'''

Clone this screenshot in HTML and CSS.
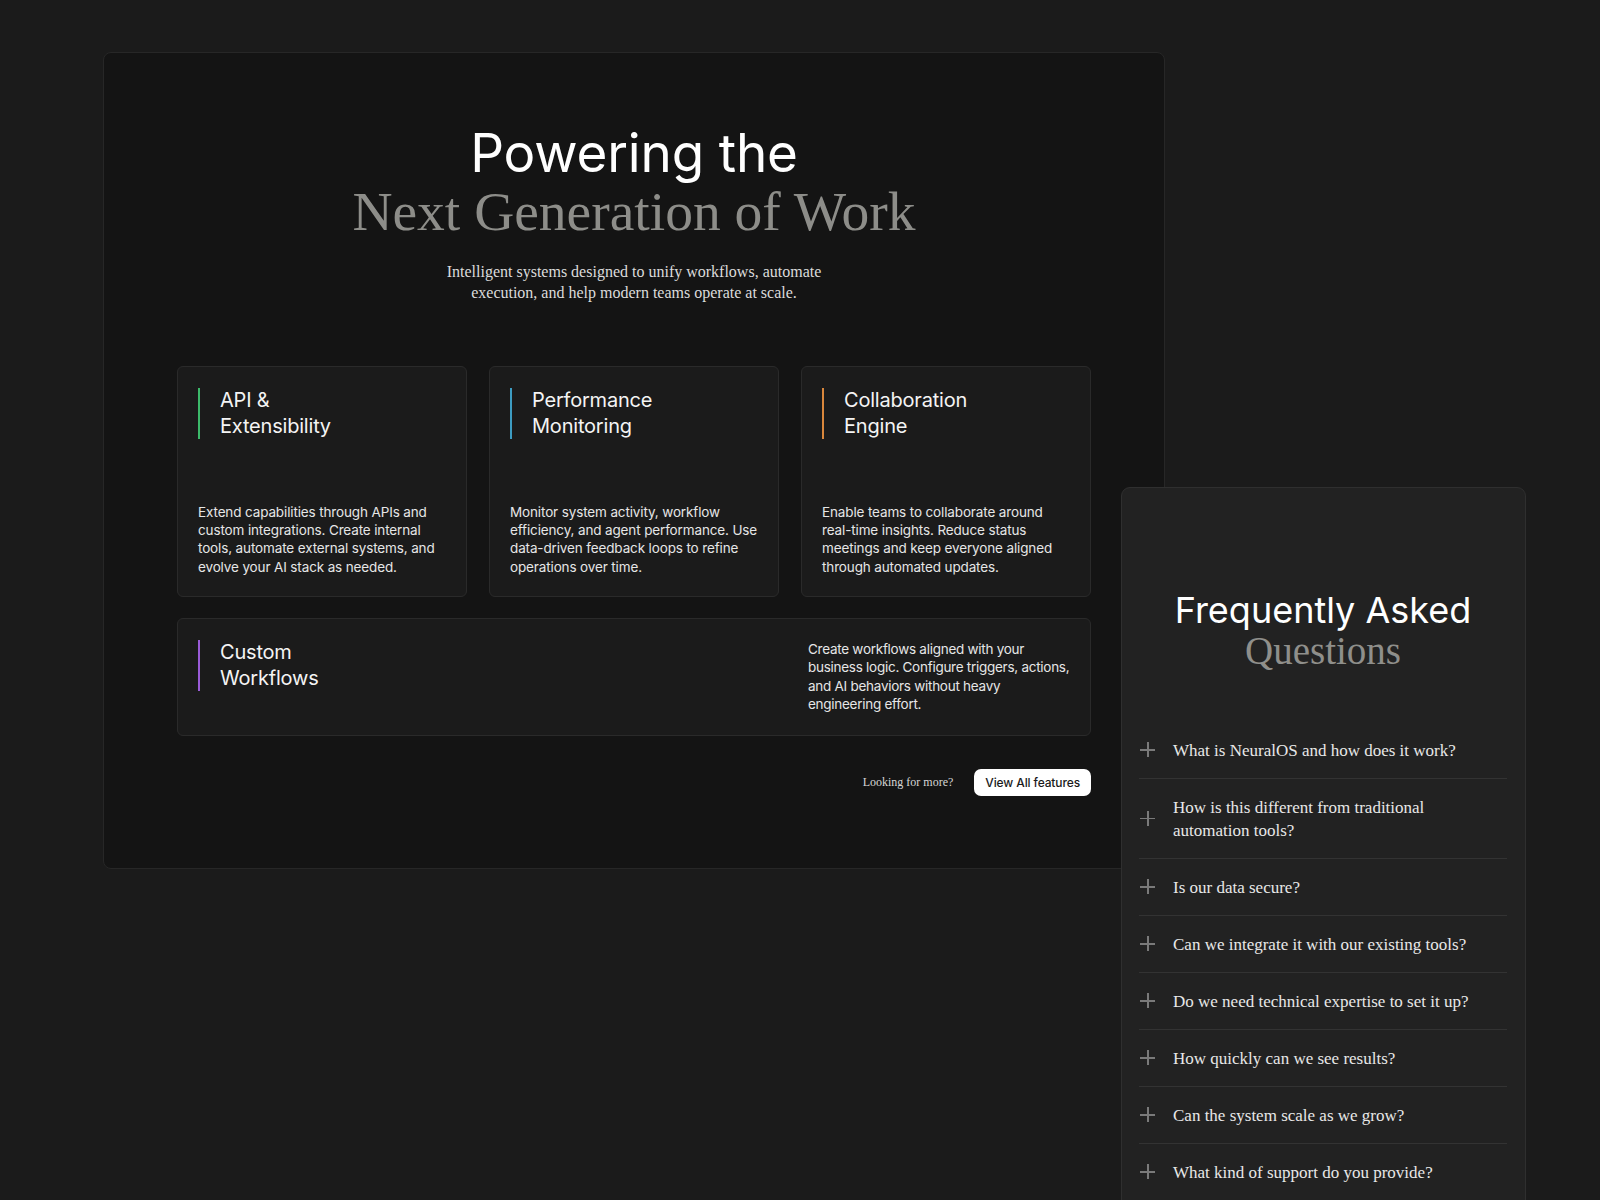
FILE: index.html
```html
<!DOCTYPE html>
<html lang="en">
<head>
<meta charset="utf-8">
<title>Powering the Next Generation of Work</title>
<link rel="stylesheet" href="styles.css">
</head>
<body>
<div class="canvas">
  <section class="features-window">
    <header class="hero">
      <h1 class="hero-title">
        <span class="hero-sans">Powering the</span>
        <span class="hero-serif">Next Generation of Work</span>
      </h1>
      <p class="hero-sub">Intelligent systems designed to unify workflows, automate<br>execution, and help modern teams operate at scale.</p>
    </header>

    <div class="feature-grid">
      <article class="feature-card">
        <h3 class="feature-title accent-green">API &amp;<br>Extensibility</h3>
        <p class="feature-desc">Extend capabilities through APIs and<br>custom integrations. Create internal<br>tools, automate external systems, and<br>evolve your AI stack as needed.</p>
      </article>
      <article class="feature-card">
        <h3 class="feature-title accent-blue">Performance<br>Monitoring</h3>
        <p class="feature-desc">Monitor system activity, workflow<br>efficiency, and agent performance. Use<br>data-driven feedback loops to refine<br>operations over time.</p>
      </article>
      <article class="feature-card">
        <h3 class="feature-title accent-orange">Collaboration<br>Engine</h3>
        <p class="feature-desc">Enable teams to collaborate around<br>real-time insights. Reduce status<br>meetings and keep everyone aligned<br>through automated updates.</p>
      </article>
      <article class="feature-card feature-wide">
        <h3 class="feature-title accent-purple">Custom<br>Workflows</h3>
        <p class="feature-desc wide-desc">Create workflows aligned with your<br>business logic. Configure triggers, actions,<br>and AI behaviors without heavy<br>engineering effort.</p>
      </article>
    </div>

    <div class="features-footer">
      <span class="more-text">Looking for more?</span>
      <button class="view-btn" type="button">View All features</button>
    </div>
  </section>

  <section class="faq-window">
    <h2 class="faq-title">
      <span class="faq-sans">Frequently Asked</span>
      <span class="faq-serif">Questions</span>
    </h2>
    <ul class="faq-list">
      <li class="faq-item"><span class="plus"></span><span class="q">What is NeuralOS and how does it work?</span></li>
      <li class="faq-item"><span class="plus"></span><span class="q">How is this different from traditional<br>automation tools?</span></li>
      <li class="faq-item"><span class="plus"></span><span class="q">Is our data secure?</span></li>
      <li class="faq-item"><span class="plus"></span><span class="q">Can we integrate it with our existing tools?</span></li>
      <li class="faq-item"><span class="plus"></span><span class="q">Do we need technical expertise to set it up?</span></li>
      <li class="faq-item"><span class="plus"></span><span class="q">How quickly can we see results?</span></li>
      <li class="faq-item"><span class="plus"></span><span class="q">Can the system scale as we grow?</span></li>
      <li class="faq-item"><span class="plus"></span><span class="q">What kind of support do you provide?</span></li>
    </ul>
  </section>
</div>
</body>
</html>
```

FILE: styles.css
```css
* { box-sizing: border-box; }

html, body {
  margin: 0;
  padding: 0;
  background: #1b1b1b;
  overflow: hidden;
}

body {
  font-family: Inter, "Liberation Sans", sans-serif;
  color: #f2f2f2;
}

.canvas {
  position: relative;
  width: 1600px;
  height: 1200px;
  overflow: hidden;
  padding: 52px 0 0 103px;
}

/* ---------- Features window ---------- */
.features-window {
  width: 1062px;
  height: 817px;
  background: #141414;
  border: 1px solid #272727;
  border-radius: 8px;
  padding: 72px 73px 0;
}

.hero {
  text-align: center;
}

.hero-title {
  margin: 0;
  font-weight: 400;
}

.hero-sans {
  display: block;
  font-family: Inter, "Liberation Sans", sans-serif;
  font-size: 53px;
  line-height: 57px;
  letter-spacing: -0.003em;
  color: #ffffff;
}

.hero-serif {
  display: block;
  font-family: "Liberation Serif", serif;
  font-size: 55.5px;
  line-height: 59px;
  color: #8d8d89;
}

.hero-sub {
  margin: 20px 0 0;
  font-family: "Liberation Serif", serif;
  font-size: 16px;
  line-height: 21px;
  color: #dcdcdc;
}

.feature-grid {
  margin-top: 63px;
  display: grid;
  grid-template-columns: repeat(3, minmax(0, 1fr));
  column-gap: 22px;
  row-gap: 21px;
}

.feature-card {
  min-height: 231px;
  background: #1b1b1b;
  border: 1px solid #2a2a2a;
  border-radius: 6px;
  padding: 21px 20px 20px;
  display: flex;
  flex-direction: column;
  justify-content: space-between;
}

.feature-title {
  margin: 0;
  font-weight: 400;
  font-size: 20px;
  line-height: 25.5px;
  letter-spacing: -0.01em;
  color: #f4f4f4;
  border-left: 2px solid #3fb96a;
  padding-left: 20px;
}

.accent-green { border-left-color: #3cb96a; }
.accent-blue { border-left-color: #3d9cc2; }
.accent-orange { border-left-color: #d9873c; }
.accent-purple { border-left-color: #9a5bd8; }

.feature-desc {
  margin: 0;
  font-size: 13.5px;
  line-height: 18.3px;
  letter-spacing: -0.01em;
  color: #e6e6e6;
  white-space: nowrap;
}

.feature-wide {
  grid-column: 1 / -1;
  min-height: 0;
  flex-direction: row;
  align-items: flex-start;
  padding-bottom: 22px;
}

.wide-desc {
  width: 262px;
  letter-spacing: -0.02em;
}

.features-footer {
  margin-top: 33px;
  display: flex;
  justify-content: flex-end;
  align-items: center;
  gap: 21px;
}

.more-text {
  font-family: "Liberation Serif", serif;
  font-size: 12px;
  color: #d6d6d6;
}

.view-btn {
  height: 27px;
  padding: 0 11px;
  border: none;
  border-radius: 7px;
  background: #ffffff;
  color: #1a1a1a;
  font-family: Inter, "Liberation Sans", sans-serif;
  font-size: 12px;
  font-weight: 500;
  letter-spacing: -0.01em;
}

/* ---------- FAQ window ---------- */
.faq-window {
  position: absolute;
  left: 1121px;
  top: 487px;
  width: 405px;
  height: 800px;
  background: #222222;
  border: 1px solid #2f2f2f;
  border-radius: 9px;
  padding: 103px 18px 0 17px;
}

.faq-title {
  margin: 0;
  text-align: center;
  font-weight: 400;
}

.faq-sans {
  display: block;
  font-family: Inter, "Liberation Sans", sans-serif;
  font-size: 36px;
  line-height: 39px;
  letter-spacing: 0;
  color: #ffffff;
}

.faq-serif {
  display: block;
  font-family: "Liberation Serif", serif;
  font-size: 39px;
  line-height: 41px;
  color: #8f8f8b;
}

.faq-list {
  list-style: none;
  margin: 51px 0 0;
  padding: 0;
}

.faq-item {
  display: flex;
  align-items: center;
  gap: 17px;
  padding: 16.5px 0;
  border-bottom: 1px solid #333333;
  font-family: "Liberation Serif", serif;
  font-size: 17px;
  line-height: 23px;
  color: #e8e8e8;
}

.plus {
  position: relative;
  flex: 0 0 16px;
  width: 16px;
  height: 16px;
  margin-left: 1px;
}

.plus::before,
.plus::after {
  content: "";
  position: absolute;
  background: #7a7a7a;
}

.plus::before {
  left: 0;
  right: 1px;
  top: 7px;
  height: 1.5px;
}

.plus::after {
  top: 0;
  bottom: 1px;
  left: 7px;
  width: 1.5px;
}
```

'''

(Exercise aim):
Return the whole listing, word for word, and leave out every picture.

(Answer in full):
Clone this screenshot in HTML and CSS.
FILE: index.html
```html
<!DOCTYPE html>
<html lang="en">
<head>
<meta charset="utf-8">
<title>Powering the Next Generation of Work</title>
<link rel="stylesheet" href="styles.css">
</head>
<body>
<div class="canvas">
  <section class="features-window">
    <header class="hero">
      <h1 class="hero-title">
        <span class="hero-sans">Powering the</span>
        <span class="hero-serif">Next Generation of Work</span>
      </h1>
      <p class="hero-sub">Intelligent systems designed to unify workflows, automate<br>execution, and help modern teams operate at scale.</p>
    </header>

    <div class="feature-grid">
      <article class="feature-card">
        <h3 class="feature-title accent-green">API &amp;<br>Extensibility</h3>
        <p class="feature-desc">Extend capabilities through APIs and<br>custom integrations. Create internal<br>tools, automate external systems, and<br>evolve your AI stack as needed.</p>
      </article>
      <article class="feature-card">
        <h3 class="feature-title accent-blue">Performance<br>Monitoring</h3>
        <p class="feature-desc">Monitor system activity, workflow<br>efficiency, and agent performance. Use<br>data-driven feedback loops to refine<br>operations over time.</p>
      </article>
      <article class="feature-card">
        <h3 class="feature-title accent-orange">Collaboration<br>Engine</h3>
        <p class="feature-desc">Enable teams to collaborate around<br>real-time insights. Reduce status<br>meetings and keep everyone aligned<br>through automated updates.</p>
      </article>
      <article class="feature-card feature-wide">
        <h3 class="feature-title accent-purple">Custom<br>Workflows</h3>
        <p class="feature-desc wide-desc">Create workflows aligned with your<br>business logic. Configure triggers, actions,<br>and AI behaviors without heavy<br>engineering effort.</p>
      </article>
    </div>

    <div class="features-footer">
      <span class="more-text">Looking for more?</span>
      <button class="view-btn" type="button">View All features</button>
    </div>
  </section>

  <section class="faq-window">
    <h2 class="faq-title">
      <span class="faq-sans">Frequently Asked</span>
      <span class="faq-serif">Questions</span>
    </h2>
    <ul class="faq-list">
      <li class="faq-item"><span class="plus"></span><span class="q">What is NeuralOS and how does it work?</span></li>
      <li class="faq-item"><span class="plus"></span><span class="q">How is this different from traditional<br>automation tools?</span></li>
      <li class="faq-item"><span class="plus"></span><span class="q">Is our data secure?</span></li>
      <li class="faq-item"><span class="plus"></span><span class="q">Can we integrate it with our existing tools?</span></li>
      <li class="faq-item"><span class="plus"></span><span class="q">Do we need technical expertise to set it up?</span></li>
      <li class="faq-item"><span class="plus"></span><span class="q">How quickly can we see results?</span></li>
      <li class="faq-item"><span class="plus"></span><span class="q">Can the system scale as we grow?</span></li>
      <li class="faq-item"><span class="plus"></span><span class="q">What kind of support do you provide?</span></li>
    </ul>
  </section>
</div>
</body>
</html>
```

FILE: styles.css
```css
* { box-sizing: border-box; }

html, body {
  margin: 0;
  padding: 0;
  background: #1b1b1b;
  overflow: hidden;
}

body {
  font-family: Inter, "Liberation Sans", sans-serif;
  color: #f2f2f2;
}

.canvas {
  position: relative;
  width: 1600px;
  height: 1200px;
  overflow: hidden;
  padding: 52px 0 0 103px;
}

/* ---------- Features window ---------- */
.features-window {
  width: 1062px;
  height: 817px;
  background: #141414;
  border: 1px solid #272727;
  border-radius: 8px;
  padding: 72px 73px 0;
}

.hero {
  text-align: center;
}

.hero-title {
  margin: 0;
  font-weight: 400;
}

.hero-sans {
  display: block;
  font-family: Inter, "Liberation Sans", sans-serif;
  font-size: 53px;
  line-height: 57px;
  letter-spacing: -0.003em;
  color: #ffffff;
}

.hero-serif {
  display: block;
  font-family: "Liberation Serif", serif;
  font-size: 55.5px;
  line-height: 59px;
  color: #8d8d89;
}

.hero-sub {
  margin: 20px 0 0;
  font-family: "Liberation Serif", serif;
  font-size: 16px;
  line-height: 21px;
  color: #dcdcdc;
}

.feature-grid {
  margin-top: 63px;
  display: grid;
  grid-template-columns: repeat(3, minmax(0, 1fr));
  column-gap: 22px;
  row-gap: 21px;
}

.feature-card {
  min-height: 231px;
  background: #1b1b1b;
  border: 1px solid #2a2a2a;
  border-radius: 6px;
  padding: 21px 20px 20px;
  display: flex;
  flex-direction: column;
  justify-content: space-between;
}

.feature-title {
  margin: 0;
  font-weight: 400;
  font-size: 20px;
  line-height: 25.5px;
  letter-spacing: -0.01em;
  color: #f4f4f4;
  border-left: 2px solid #3fb96a;
  padding-left: 20px;
}

.accent-green { border-left-color: #3cb96a; }
.accent-blue { border-left-color: #3d9cc2; }
.accent-orange { border-left-color: #d9873c; }
.accent-purple { border-left-color: #9a5bd8; }

.feature-desc {
  margin: 0;
  font-size: 13.5px;
  line-height: 18.3px;
  letter-spacing: -0.01em;
  color: #e6e6e6;
  white-space: nowrap;
}

.feature-wide {
  grid-column: 1 / -1;
  min-height: 0;
  flex-direction: row;
  align-items: flex-start;
  padding-bottom: 22px;
}

.wide-desc {
  width: 262px;
  letter-spacing: -0.02em;
}

.features-footer {
  margin-top: 33px;
  display: flex;
  justify-content: flex-end;
  align-items: center;
  gap: 21px;
}

.more-text {
  font-family: "Liberation Serif", serif;
  font-size: 12px;
  color: #d6d6d6;
}

.view-btn {
  height: 27px;
  padding: 0 11px;
  border: none;
  border-radius: 7px;
  background: #ffffff;
  color: #1a1a1a;
  font-family: Inter, "Liberation Sans", sans-serif;
  font-size: 12px;
  font-weight: 500;
  letter-spacing: -0.01em;
}

/* ---------- FAQ window ---------- */
.faq-window {
  position: absolute;
  left: 1121px;
  top: 487px;
  width: 405px;
  height: 800px;
  background: #222222;
  border: 1px solid #2f2f2f;
  border-radius: 9px;
  padding: 103px 18px 0 17px;
}

.faq-title {
  margin: 0;
  text-align: center;
  font-weight: 400;
}

.faq-sans {
  display: block;
  font-family: Inter, "Liberation Sans", sans-serif;
  font-size: 36px;
  line-height: 39px;
  letter-spacing: 0;
  color: #ffffff;
}

.faq-serif {
  display: block;
  font-family: "Liberation Serif", serif;
  font-size: 39px;
  line-height: 41px;
  color: #8f8f8b;
}

.faq-list {
  list-style: none;
  margin: 51px 0 0;
  padding: 0;
}

.faq-item {
  display: flex;
  align-items: center;
  gap: 17px;
  padding: 16.5px 0;
  border-bottom: 1px solid #333333;
  font-family: "Liberation Serif", serif;
  font-size: 17px;
  line-height: 23px;
  color: #e8e8e8;
}

.plus {
  position: relative;
  flex: 0 0 16px;
  width: 16px;
  height: 16px;
  margin-left: 1px;
}

.plus::before,
.plus::after {
  content: "";
  position: absolute;
  background: #7a7a7a;
}

.plus::before {
  left: 0;
  right: 1px;
  top: 7px;
  height: 1.5px;
}

.plus::after {
  top: 0;
  bottom: 1px;
  left: 7px;
  width: 1.5px;
}
```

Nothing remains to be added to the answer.